Syed Hamid said that, since he had been appointed home minister in March, the number of ISA detainees had been reduced to 46 from 70.
"From time to time the cases will be reviewed and, as they are reviewed, we will look at the file and if it's time to release them we will do that. We will not hold them any longer than necessary," he said.
John Harrison, manager of terrorism research at the S. Rajaratnam School of International Studies in Singapore, said the decision was likely to attract criticism from the US and others who may not be convinced Yazid had reformed.
"There's always a suspicion when you say someone's been rehabilitated as to whether they really have or not. Particularly someone like Yazid, who was very senior in Al-Qaeda," he told AFP. "Certainly the Malaysians seem to think that the steps they have taken have been successful."

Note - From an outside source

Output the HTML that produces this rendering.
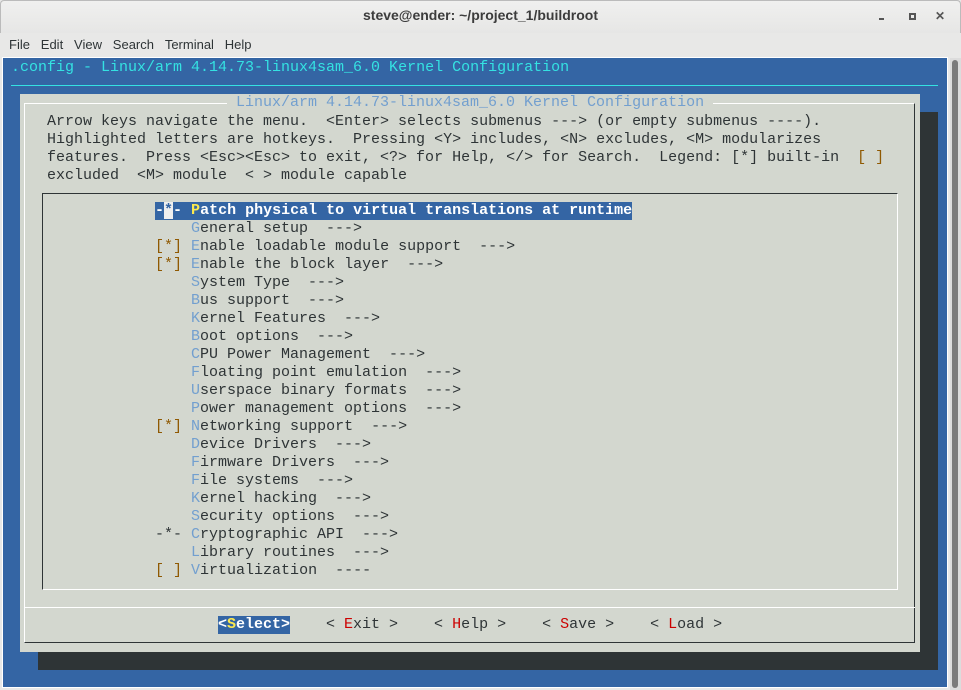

Harrison said that the main concern over Yazid was not his close links to the 9/11 hijackers, but about his role in Al-Qaeda's programme to develop weapons of mass destruction (WMD).
"He may have come on to the radar because of the hosting of the 9/11 planning meeting in Kuala Lumpur. But his main area of interest and the main threatening area were the WMD links," he said.
However, he said Yazid's release may be designed to send a signal to other militants considering abandoning their cause that there was an alternative path.
"If they're facing certain indefinite detention, it's a disincentive to those in the movement who want to break with it, but see that the costs are too high," he said.